**AVAILABLE DATA:**
◆ ◆ ◆

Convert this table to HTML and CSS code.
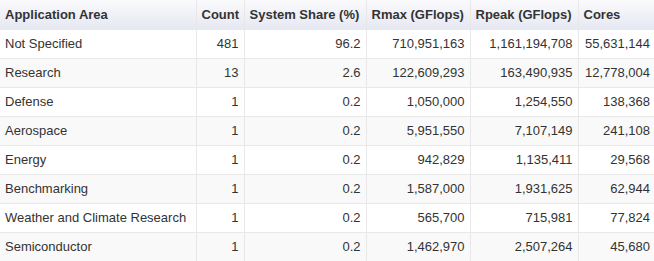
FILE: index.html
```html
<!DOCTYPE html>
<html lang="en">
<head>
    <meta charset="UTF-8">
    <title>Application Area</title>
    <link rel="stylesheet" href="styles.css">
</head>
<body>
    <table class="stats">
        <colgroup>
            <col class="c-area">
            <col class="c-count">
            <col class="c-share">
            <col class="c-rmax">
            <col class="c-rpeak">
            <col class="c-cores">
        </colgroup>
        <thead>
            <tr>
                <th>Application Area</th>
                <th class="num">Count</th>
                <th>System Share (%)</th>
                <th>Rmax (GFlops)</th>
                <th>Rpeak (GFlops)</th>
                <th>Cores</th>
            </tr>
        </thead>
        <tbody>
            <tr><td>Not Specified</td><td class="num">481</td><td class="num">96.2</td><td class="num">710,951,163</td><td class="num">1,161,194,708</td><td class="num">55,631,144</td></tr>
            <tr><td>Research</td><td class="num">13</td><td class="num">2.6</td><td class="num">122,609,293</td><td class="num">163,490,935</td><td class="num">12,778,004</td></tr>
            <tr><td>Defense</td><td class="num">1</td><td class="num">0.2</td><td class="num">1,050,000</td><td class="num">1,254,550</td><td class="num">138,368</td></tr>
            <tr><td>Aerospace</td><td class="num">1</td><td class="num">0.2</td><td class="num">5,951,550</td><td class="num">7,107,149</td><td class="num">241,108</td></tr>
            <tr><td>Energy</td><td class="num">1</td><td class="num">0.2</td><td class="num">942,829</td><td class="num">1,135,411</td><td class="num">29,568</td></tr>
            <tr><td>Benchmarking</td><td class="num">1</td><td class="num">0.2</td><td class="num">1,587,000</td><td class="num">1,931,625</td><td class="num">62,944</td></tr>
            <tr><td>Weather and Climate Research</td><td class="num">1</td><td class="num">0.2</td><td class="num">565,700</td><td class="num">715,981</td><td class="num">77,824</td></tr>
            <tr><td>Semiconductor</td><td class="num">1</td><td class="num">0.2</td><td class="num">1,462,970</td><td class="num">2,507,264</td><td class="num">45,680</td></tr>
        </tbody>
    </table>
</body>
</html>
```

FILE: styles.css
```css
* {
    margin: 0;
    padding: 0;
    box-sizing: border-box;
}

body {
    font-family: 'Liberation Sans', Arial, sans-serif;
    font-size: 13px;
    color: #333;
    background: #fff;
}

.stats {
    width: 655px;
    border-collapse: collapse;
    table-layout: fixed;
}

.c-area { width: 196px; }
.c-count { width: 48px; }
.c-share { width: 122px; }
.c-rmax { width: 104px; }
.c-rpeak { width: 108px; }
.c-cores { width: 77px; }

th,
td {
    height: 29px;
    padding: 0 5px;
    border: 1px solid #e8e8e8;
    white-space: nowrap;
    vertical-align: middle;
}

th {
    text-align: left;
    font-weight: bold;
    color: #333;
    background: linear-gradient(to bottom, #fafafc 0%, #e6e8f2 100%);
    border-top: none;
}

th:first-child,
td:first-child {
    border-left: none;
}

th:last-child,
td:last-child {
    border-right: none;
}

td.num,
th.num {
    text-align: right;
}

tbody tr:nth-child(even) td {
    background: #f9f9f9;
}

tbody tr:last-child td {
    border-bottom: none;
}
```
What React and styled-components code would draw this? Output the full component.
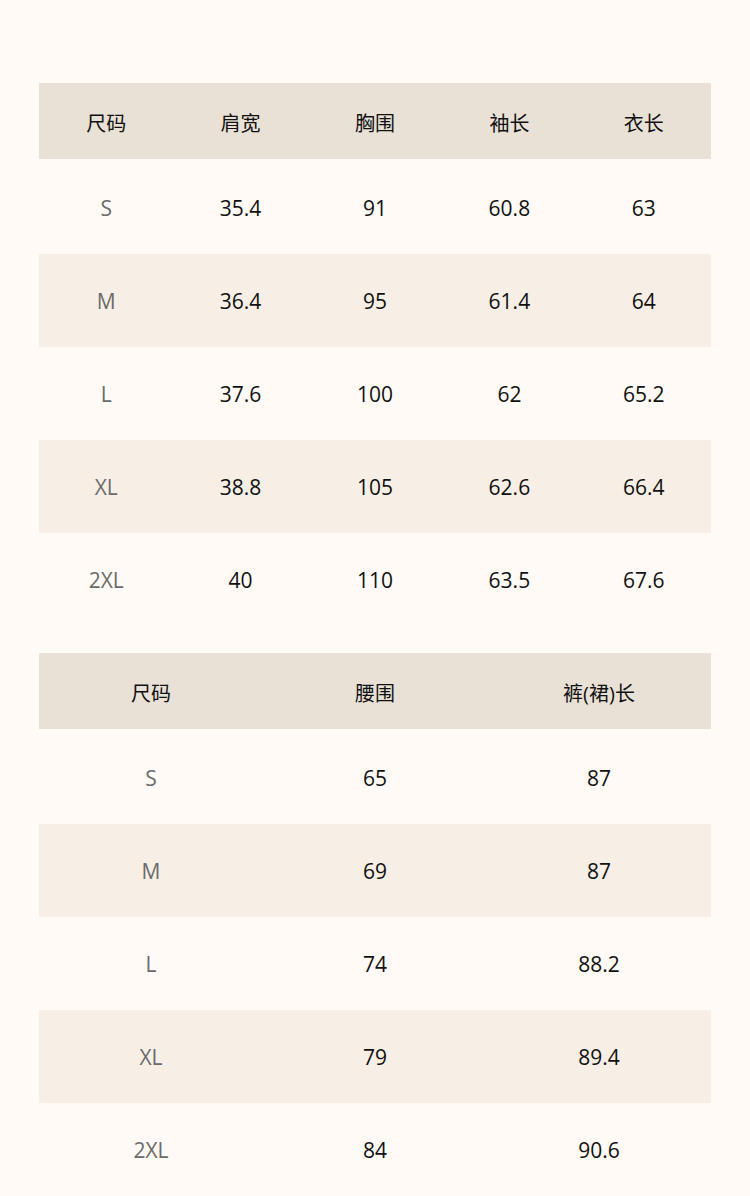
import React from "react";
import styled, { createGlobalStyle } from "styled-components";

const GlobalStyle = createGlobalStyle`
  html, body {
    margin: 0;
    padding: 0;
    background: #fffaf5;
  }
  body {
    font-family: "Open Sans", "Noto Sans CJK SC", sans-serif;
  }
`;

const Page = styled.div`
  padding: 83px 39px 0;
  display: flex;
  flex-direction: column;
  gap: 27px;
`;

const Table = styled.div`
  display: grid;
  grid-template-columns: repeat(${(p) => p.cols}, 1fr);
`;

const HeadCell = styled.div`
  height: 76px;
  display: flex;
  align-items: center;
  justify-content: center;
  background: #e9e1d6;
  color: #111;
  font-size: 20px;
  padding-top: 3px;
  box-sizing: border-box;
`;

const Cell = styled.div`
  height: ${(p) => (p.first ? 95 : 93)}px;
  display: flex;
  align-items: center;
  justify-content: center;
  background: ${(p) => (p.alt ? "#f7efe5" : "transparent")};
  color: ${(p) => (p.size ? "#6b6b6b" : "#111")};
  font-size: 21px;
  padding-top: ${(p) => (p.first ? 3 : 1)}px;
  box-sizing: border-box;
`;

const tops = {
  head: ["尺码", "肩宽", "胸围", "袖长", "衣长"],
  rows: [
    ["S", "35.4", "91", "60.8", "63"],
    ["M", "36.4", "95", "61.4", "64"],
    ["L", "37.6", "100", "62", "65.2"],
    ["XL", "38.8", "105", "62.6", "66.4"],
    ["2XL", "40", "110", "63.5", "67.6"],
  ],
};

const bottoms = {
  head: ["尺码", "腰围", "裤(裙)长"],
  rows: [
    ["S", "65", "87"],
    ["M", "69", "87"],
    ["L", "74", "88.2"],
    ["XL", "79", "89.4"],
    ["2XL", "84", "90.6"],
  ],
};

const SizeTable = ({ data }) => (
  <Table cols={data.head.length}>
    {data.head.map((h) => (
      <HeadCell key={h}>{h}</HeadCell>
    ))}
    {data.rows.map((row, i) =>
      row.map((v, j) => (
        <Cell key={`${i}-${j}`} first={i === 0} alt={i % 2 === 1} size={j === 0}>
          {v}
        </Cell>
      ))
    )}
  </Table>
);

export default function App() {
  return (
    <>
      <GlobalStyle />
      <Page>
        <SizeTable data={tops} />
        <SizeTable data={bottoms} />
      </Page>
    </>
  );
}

◆ ◆ ◆

**DIRECTIONS FOR THIS TASK:** Tally up the lines in the records that contain the word "components" and give only the total.

**RESULT:** 2